Mr Kalesha said there was need to sit down with various associations in the mining sector to ask for suggestions on how best this empowerment could be beneficial to all Zambians.

He said they have decided to appeal to Mr Hichilema because he was the appointing authority to those that were superintending at the Black Mountain.

Mr Kalesha said there were ways that could enable these empowerments that were going on in the Copperbelt which would make sure that the benefits trickled down to every Zambian.

He said that in terms of livelihood, it was not only the youth and women that needed empowerment, which was why they have been calling for empowerment as gemstone miners and it has not been forthcoming.

“Everyone needs empowerment,” he said.

Mr Kalesha said that they appreciate the empowering of youths and women because they were now off the list of those who needed to be empowered but they should understand that the economy is not  run for the two groups only, everyone was involved.

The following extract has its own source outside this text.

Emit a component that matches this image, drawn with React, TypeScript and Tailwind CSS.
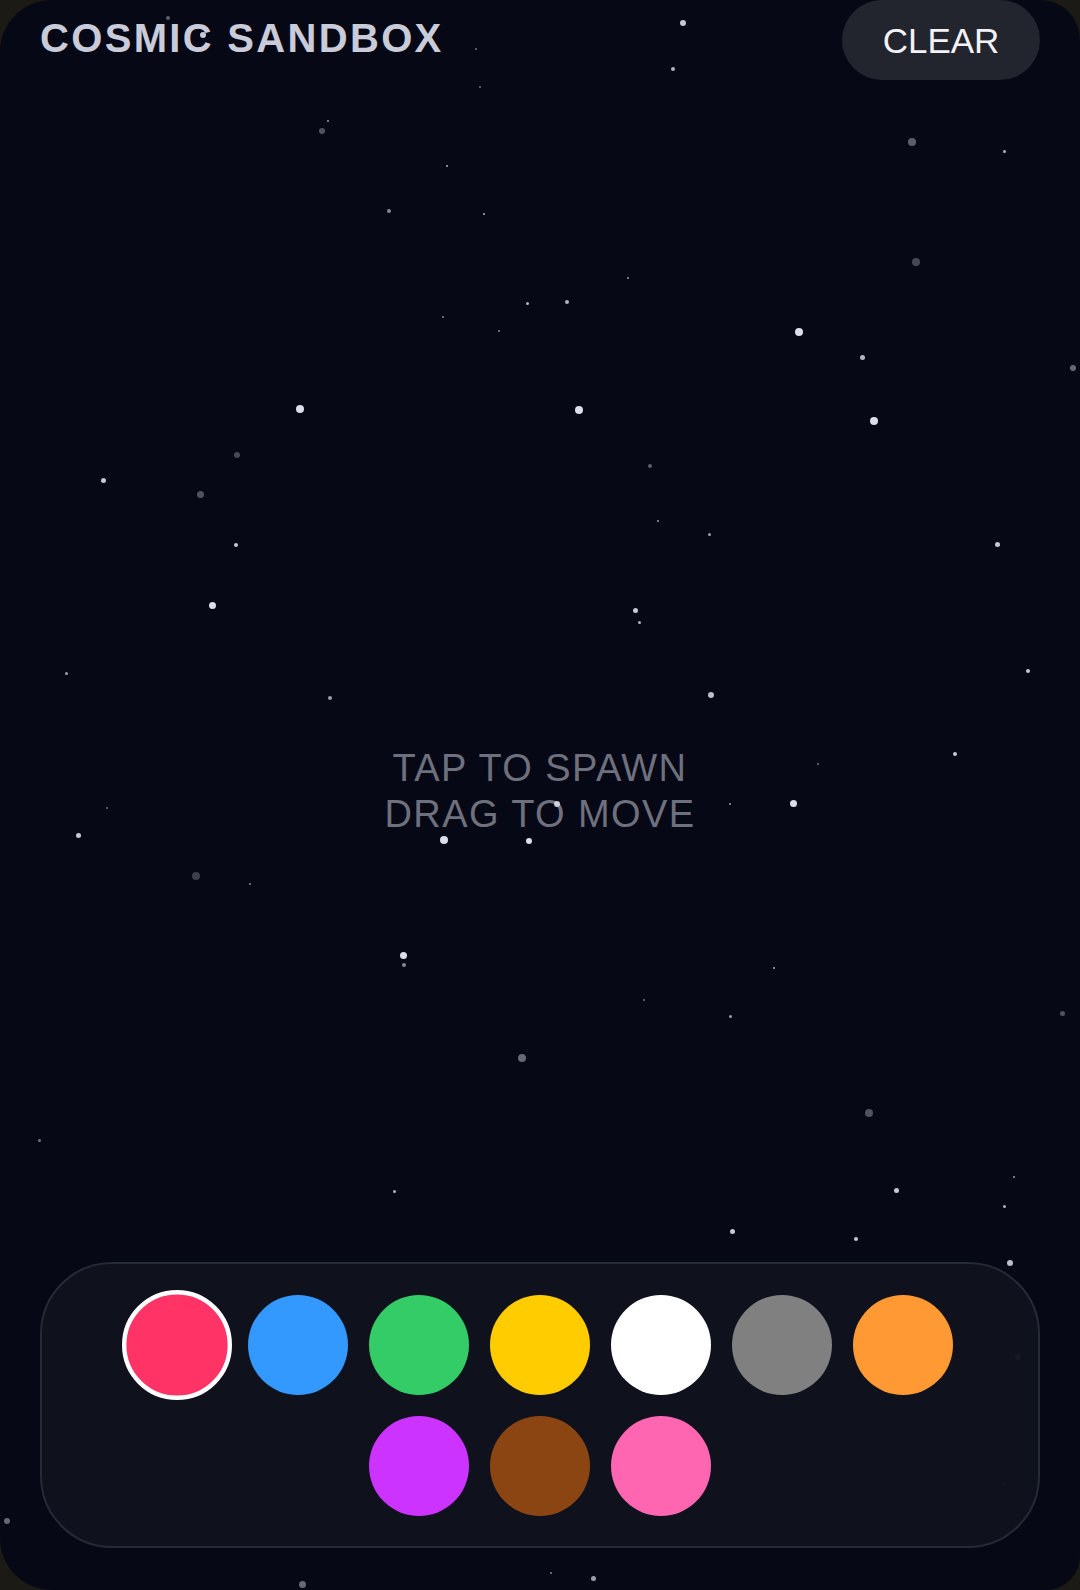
import React from 'react';

// star field, coords measured on a 1065px-wide view, scaled up to 1080
type Star = [number, number, number, number];

const STARS: Star[] = [
  // bright
  [296, 403, 8, 1], [571, 404, 8, 1], [788, 327, 8, 1], [862, 415, 8, 1],
  [210, 597, 7, 1], [398, 942, 7, 1], [438, 828, 8, 1], [522, 829, 6, 1],
  [782, 792, 7, 1], [674, 23, 6, 0.9], [549, 793, 6, 0.9], [200, 35, 6, 0.9],
  // medium
  [102, 474, 5, 0.9], [233, 537, 4, 0.9], [627, 602, 5, 0.9], [701, 685, 6, 0.85],
  [984, 537, 5, 0.9], [1014, 662, 4, 0.9], [942, 744, 4, 0.9], [77, 824, 5, 0.9],
  [66, 664, 3, 0.7], [325, 688, 4, 0.7], [884, 1174, 5, 0.9], [722, 1214, 5, 0.9],
  [844, 1222, 4, 0.9], [996, 1245, 6, 0.85], [991, 1190, 3, 0.8], [664, 68, 4, 0.8],
  [559, 298, 4, 0.8], [520, 299, 3, 0.8], [851, 353, 5, 0.8], [991, 149, 3, 0.8],
  [398, 952, 4, 0.6], [631, 614, 3, 0.8], [720, 1002, 3, 0.7], [585, 1557, 5, 0.7],
  // dim
  [1058, 363, 6, 0.45], [166, 18, 4, 0.4], [641, 460, 4, 0.4], [234, 449, 6, 0.3],
  [198, 488, 7, 0.35], [318, 129, 6, 0.35], [899, 140, 8, 0.4], [903, 258, 8, 0.3],
  [193, 864, 8, 0.25], [515, 1043, 8, 0.45], [857, 1098, 8, 0.35], [1048, 999, 5, 0.35],
  [1004, 1338, 6, 0.3], [7, 1500, 6, 0.45], [298, 1562, 7, 0.45], [990, 1464, 4, 0.15],
  // tiny
  [441, 164, 2, 0.8], [477, 211, 2, 0.8], [384, 208, 4, 0.6], [437, 313, 2, 0.6],
  [492, 326, 2, 0.6], [619, 274, 2, 0.7], [649, 514, 2, 0.7], [700, 527, 3, 0.7],
  [807, 753, 2, 0.5], [720, 793, 2, 0.7], [106, 797, 2, 0.5], [247, 872, 2, 0.6],
  [763, 955, 2, 0.8], [635, 986, 2, 0.5], [389, 1175, 3, 0.8], [1000, 1161, 2, 0.7],
  [39, 1125, 3, 0.5], [469, 48, 2, 0.5], [473, 86, 2, 0.5], [323, 119, 2, 0.7],
  [543, 1551, 2, 0.6],
];

const COLORS = [
  '#ff3366', '#3399ff', '#33cc66', '#ffcc00', '#ffffff',
  '#808080', '#ff9933', '#cc33ff', '#8b4513', '#ff66b2',
];

const SCALE = 1080 / 1065;

const Starfield: React.FC = () => (
  <div className="pointer-events-none absolute inset-0">
    {STARS.map(([x, y, s, o], i) => (
      <span
        key={i}
        className="absolute rounded-full bg-[#dcdeea]"
        style={{
          left: x * SCALE - s / 2,
          top: y * SCALE - s / 2,
          width: s,
          height: s,
          opacity: o,
        }}
      />
    ))}
  </div>
);

const ColorSwatch: React.FC<{ color: string; selected: boolean }> = ({ color, selected }) => (
  <button
    className={`h-[100px] w-[100px] rounded-full ${selected ? 'scale-110 border-4 border-white' : ''}`}
    style={{ backgroundColor: color }}
  />
);

export default function App() {
  return (
    <div className="h-[1590px] w-[1080px] overflow-hidden bg-[#1b1a14] font-['Liberation_Sans',Arial,sans-serif]">
      <div className="relative flex h-full w-full flex-col rounded-tl-[52px] rounded-bl-[52px] rounded-tr-[40px] rounded-br-[34px] bg-[#060816]">
        {/* hint over the canvas */}
        <div className="pointer-events-none absolute inset-0 flex items-center justify-center pb-[7px]">
          <p className="text-center text-[38px] leading-[1.2] tracking-[0.037em] text-[#6e717d]">
            TAP TO SPAWN
            <br />
            DRAG TO MOVE
          </p>
        </div>

        <div className="flex items-start justify-between px-10">
          <h1 className="mt-[18px] text-[40px] font-bold leading-none tracking-[0.058em] text-[#c9cbd8]">
            COSMIC SANDBOX
          </h1>
          <button className="h-[80px] w-[198px] rounded-full bg-[#22242e] text-[35px] leading-none text-[#f2f2f7]">
            CLEAR
          </button>
        </div>

        <Starfield />

        <div className="flex-1" />

        <div className="relative z-10 mx-10 mb-[42px] flex h-[286px] flex-wrap content-start justify-center gap-[21px] rounded-[72px] border-2 border-[#262a36] bg-[#11141e]/90 px-8 pt-[31px]">
          {COLORS.map((c, i) => (
            <ColorSwatch key={c} color={c} selected={i === 0} />
          ))}
        </div>
      </div>
    </div>
  );
}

He said that they hope the President could give them an audience so that as they sit down with him and explain other areas of empowerment that were available on the Copperbelt.

Mr Kalesha said that they appreciate the fact that there was now empowerment on the Copperbelt for the youth but there were still hundreds of young people who were roaming the streets with nothing to do.

He said that was the reason why there was a need to engage mining companies on the Copperbelt like Kagem Mining so that they could release the dumpsite they were sitting on that people have been crying for.

Mr Kalesha said that these companies need to understand that Zambians needed to be empowered and if they were good partners in development they should help the government to empower Zambians.

He also said that Kagem Mining was sitting on a vast piece of land that was very rich in emeralds in Lufwanyama and they only used less than five percent of it.

Mr Kalesha said that it would be better if the company gave consent to other investors to start mining on the other unused space so that more jobs could be created for Zambians.